- Material provided -
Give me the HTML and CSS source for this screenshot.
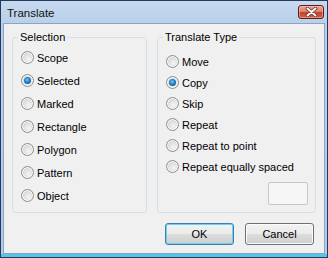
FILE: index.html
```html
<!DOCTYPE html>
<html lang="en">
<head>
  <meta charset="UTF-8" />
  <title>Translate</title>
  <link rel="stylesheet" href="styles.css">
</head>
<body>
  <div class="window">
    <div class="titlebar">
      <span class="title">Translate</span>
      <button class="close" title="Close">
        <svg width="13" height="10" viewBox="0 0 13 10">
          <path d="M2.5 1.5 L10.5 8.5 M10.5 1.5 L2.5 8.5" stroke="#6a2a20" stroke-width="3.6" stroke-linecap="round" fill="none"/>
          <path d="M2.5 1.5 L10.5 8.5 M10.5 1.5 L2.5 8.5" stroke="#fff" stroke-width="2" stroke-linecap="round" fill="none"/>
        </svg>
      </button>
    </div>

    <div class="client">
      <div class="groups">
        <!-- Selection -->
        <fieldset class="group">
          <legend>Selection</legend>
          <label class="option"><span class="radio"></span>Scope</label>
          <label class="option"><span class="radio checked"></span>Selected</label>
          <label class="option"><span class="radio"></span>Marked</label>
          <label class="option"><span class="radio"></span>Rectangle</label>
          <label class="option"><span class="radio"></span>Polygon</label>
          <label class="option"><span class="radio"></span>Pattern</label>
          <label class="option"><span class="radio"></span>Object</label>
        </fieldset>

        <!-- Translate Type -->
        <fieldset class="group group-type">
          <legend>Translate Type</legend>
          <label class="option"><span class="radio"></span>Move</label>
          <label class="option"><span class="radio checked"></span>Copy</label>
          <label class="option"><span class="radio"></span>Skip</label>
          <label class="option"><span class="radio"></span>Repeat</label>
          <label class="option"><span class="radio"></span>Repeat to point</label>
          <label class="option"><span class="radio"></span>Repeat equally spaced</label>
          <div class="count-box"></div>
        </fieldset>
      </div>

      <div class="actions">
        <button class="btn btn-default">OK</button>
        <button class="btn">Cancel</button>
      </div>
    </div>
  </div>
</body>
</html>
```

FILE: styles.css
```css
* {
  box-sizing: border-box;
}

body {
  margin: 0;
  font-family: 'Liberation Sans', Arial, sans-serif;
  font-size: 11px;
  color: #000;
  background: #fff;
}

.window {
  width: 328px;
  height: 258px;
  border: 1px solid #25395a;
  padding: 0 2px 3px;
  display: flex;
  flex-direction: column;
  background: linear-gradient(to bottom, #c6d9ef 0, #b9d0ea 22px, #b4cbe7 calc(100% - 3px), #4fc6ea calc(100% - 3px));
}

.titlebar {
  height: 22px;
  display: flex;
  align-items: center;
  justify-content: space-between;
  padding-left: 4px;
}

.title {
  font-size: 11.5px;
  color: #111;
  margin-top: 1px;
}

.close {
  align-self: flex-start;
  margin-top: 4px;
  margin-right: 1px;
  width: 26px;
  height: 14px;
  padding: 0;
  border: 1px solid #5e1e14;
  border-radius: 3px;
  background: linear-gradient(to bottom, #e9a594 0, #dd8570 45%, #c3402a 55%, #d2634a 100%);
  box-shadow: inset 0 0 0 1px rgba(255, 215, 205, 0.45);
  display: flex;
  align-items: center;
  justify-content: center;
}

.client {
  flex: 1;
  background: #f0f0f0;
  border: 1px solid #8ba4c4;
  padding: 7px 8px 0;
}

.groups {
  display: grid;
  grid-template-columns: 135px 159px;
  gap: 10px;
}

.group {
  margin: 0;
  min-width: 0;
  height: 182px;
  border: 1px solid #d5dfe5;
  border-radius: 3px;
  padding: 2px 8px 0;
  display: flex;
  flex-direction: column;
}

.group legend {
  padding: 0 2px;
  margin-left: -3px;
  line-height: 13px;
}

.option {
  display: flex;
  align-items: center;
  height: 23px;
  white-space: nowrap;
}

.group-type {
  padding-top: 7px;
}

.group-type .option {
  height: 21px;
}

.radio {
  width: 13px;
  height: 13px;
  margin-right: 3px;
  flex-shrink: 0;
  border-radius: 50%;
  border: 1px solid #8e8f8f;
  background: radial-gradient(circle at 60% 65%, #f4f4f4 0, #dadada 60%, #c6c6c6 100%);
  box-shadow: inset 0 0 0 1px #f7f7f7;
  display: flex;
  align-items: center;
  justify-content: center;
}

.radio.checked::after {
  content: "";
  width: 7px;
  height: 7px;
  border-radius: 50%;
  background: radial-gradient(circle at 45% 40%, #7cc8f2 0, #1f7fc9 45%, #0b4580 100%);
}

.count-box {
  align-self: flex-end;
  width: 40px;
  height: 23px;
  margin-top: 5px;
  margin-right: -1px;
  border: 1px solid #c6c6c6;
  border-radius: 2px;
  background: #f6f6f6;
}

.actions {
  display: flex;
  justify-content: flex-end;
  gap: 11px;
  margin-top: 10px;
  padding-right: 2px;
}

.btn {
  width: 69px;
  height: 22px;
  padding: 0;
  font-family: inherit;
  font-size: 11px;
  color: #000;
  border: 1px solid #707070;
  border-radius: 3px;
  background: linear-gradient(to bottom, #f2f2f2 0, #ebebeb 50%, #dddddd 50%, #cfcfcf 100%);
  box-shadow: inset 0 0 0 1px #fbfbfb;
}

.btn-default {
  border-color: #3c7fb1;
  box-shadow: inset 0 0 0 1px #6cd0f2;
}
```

- Your objective -
Keep every word of the data as it is when you write it out, but drop the pictures.

- Exercise output -
Give me the HTML and CSS source for this screenshot.
FILE: index.html
```html
<!DOCTYPE html>
<html lang="en">
<head>
  <meta charset="UTF-8" />
  <title>Translate</title>
  <link rel="stylesheet" href="styles.css">
</head>
<body>
  <div class="window">
    <div class="titlebar">
      <span class="title">Translate</span>
      <button class="close" title="Close">
        <svg width="13" height="10" viewBox="0 0 13 10">
          <path d="M2.5 1.5 L10.5 8.5 M10.5 1.5 L2.5 8.5" stroke="#6a2a20" stroke-width="3.6" stroke-linecap="round" fill="none"/>
          <path d="M2.5 1.5 L10.5 8.5 M10.5 1.5 L2.5 8.5" stroke="#fff" stroke-width="2" stroke-linecap="round" fill="none"/>
        </svg>
      </button>
    </div>

    <div class="client">
      <div class="groups">
        <!-- Selection -->
        <fieldset class="group">
          <legend>Selection</legend>
          <label class="option"><span class="radio"></span>Scope</label>
          <label class="option"><span class="radio checked"></span>Selected</label>
          <label class="option"><span class="radio"></span>Marked</label>
          <label class="option"><span class="radio"></span>Rectangle</label>
          <label class="option"><span class="radio"></span>Polygon</label>
          <label class="option"><span class="radio"></span>Pattern</label>
          <label class="option"><span class="radio"></span>Object</label>
        </fieldset>

        <!-- Translate Type -->
        <fieldset class="group group-type">
          <legend>Translate Type</legend>
          <label class="option"><span class="radio"></span>Move</label>
          <label class="option"><span class="radio checked"></span>Copy</label>
          <label class="option"><span class="radio"></span>Skip</label>
          <label class="option"><span class="radio"></span>Repeat</label>
          <label class="option"><span class="radio"></span>Repeat to point</label>
          <label class="option"><span class="radio"></span>Repeat equally spaced</label>
          <div class="count-box"></div>
        </fieldset>
      </div>

      <div class="actions">
        <button class="btn btn-default">OK</button>
        <button class="btn">Cancel</button>
      </div>
    </div>
  </div>
</body>
</html>
```

FILE: styles.css
```css
* {
  box-sizing: border-box;
}

body {
  margin: 0;
  font-family: 'Liberation Sans', Arial, sans-serif;
  font-size: 11px;
  color: #000;
  background: #fff;
}

.window {
  width: 328px;
  height: 258px;
  border: 1px solid #25395a;
  padding: 0 2px 3px;
  display: flex;
  flex-direction: column;
  background: linear-gradient(to bottom, #c6d9ef 0, #b9d0ea 22px, #b4cbe7 calc(100% - 3px), #4fc6ea calc(100% - 3px));
}

.titlebar {
  height: 22px;
  display: flex;
  align-items: center;
  justify-content: space-between;
  padding-left: 4px;
}

.title {
  font-size: 11.5px;
  color: #111;
  margin-top: 1px;
}

.close {
  align-self: flex-start;
  margin-top: 4px;
  margin-right: 1px;
  width: 26px;
  height: 14px;
  padding: 0;
  border: 1px solid #5e1e14;
  border-radius: 3px;
  background: linear-gradient(to bottom, #e9a594 0, #dd8570 45%, #c3402a 55%, #d2634a 100%);
  box-shadow: inset 0 0 0 1px rgba(255, 215, 205, 0.45);
  display: flex;
  align-items: center;
  justify-content: center;
}

.client {
  flex: 1;
  background: #f0f0f0;
  border: 1px solid #8ba4c4;
  padding: 7px 8px 0;
}

.groups {
  display: grid;
  grid-template-columns: 135px 159px;
  gap: 10px;
}

.group {
  margin: 0;
  min-width: 0;
  height: 182px;
  border: 1px solid #d5dfe5;
  border-radius: 3px;
  padding: 2px 8px 0;
  display: flex;
  flex-direction: column;
}

.group legend {
  padding: 0 2px;
  margin-left: -3px;
  line-height: 13px;
}

.option {
  display: flex;
  align-items: center;
  height: 23px;
  white-space: nowrap;
}

.group-type {
  padding-top: 7px;
}

.group-type .option {
  height: 21px;
}

.radio {
  width: 13px;
  height: 13px;
  margin-right: 3px;
  flex-shrink: 0;
  border-radius: 50%;
  border: 1px solid #8e8f8f;
  background: radial-gradient(circle at 60% 65%, #f4f4f4 0, #dadada 60%, #c6c6c6 100%);
  box-shadow: inset 0 0 0 1px #f7f7f7;
  display: flex;
  align-items: center;
  justify-content: center;
}

.radio.checked::after {
  content: "";
  width: 7px;
  height: 7px;
  border-radius: 50%;
  background: radial-gradient(circle at 45% 40%, #7cc8f2 0, #1f7fc9 45%, #0b4580 100%);
}

.count-box {
  align-self: flex-end;
  width: 40px;
  height: 23px;
  margin-top: 5px;
  margin-right: -1px;
  border: 1px solid #c6c6c6;
  border-radius: 2px;
  background: #f6f6f6;
}

.actions {
  display: flex;
  justify-content: flex-end;
  gap: 11px;
  margin-top: 10px;
  padding-right: 2px;
}

.btn {
  width: 69px;
  height: 22px;
  padding: 0;
  font-family: inherit;
  font-size: 11px;
  color: #000;
  border: 1px solid #707070;
  border-radius: 3px;
  background: linear-gradient(to bottom, #f2f2f2 0, #ebebeb 50%, #dddddd 50%, #cfcfcf 100%);
  box-shadow: inset 0 0 0 1px #fbfbfb;
}

.btn-default {
  border-color: #3c7fb1;
  box-shadow: inset 0 0 0 1px #6cd0f2;
}
```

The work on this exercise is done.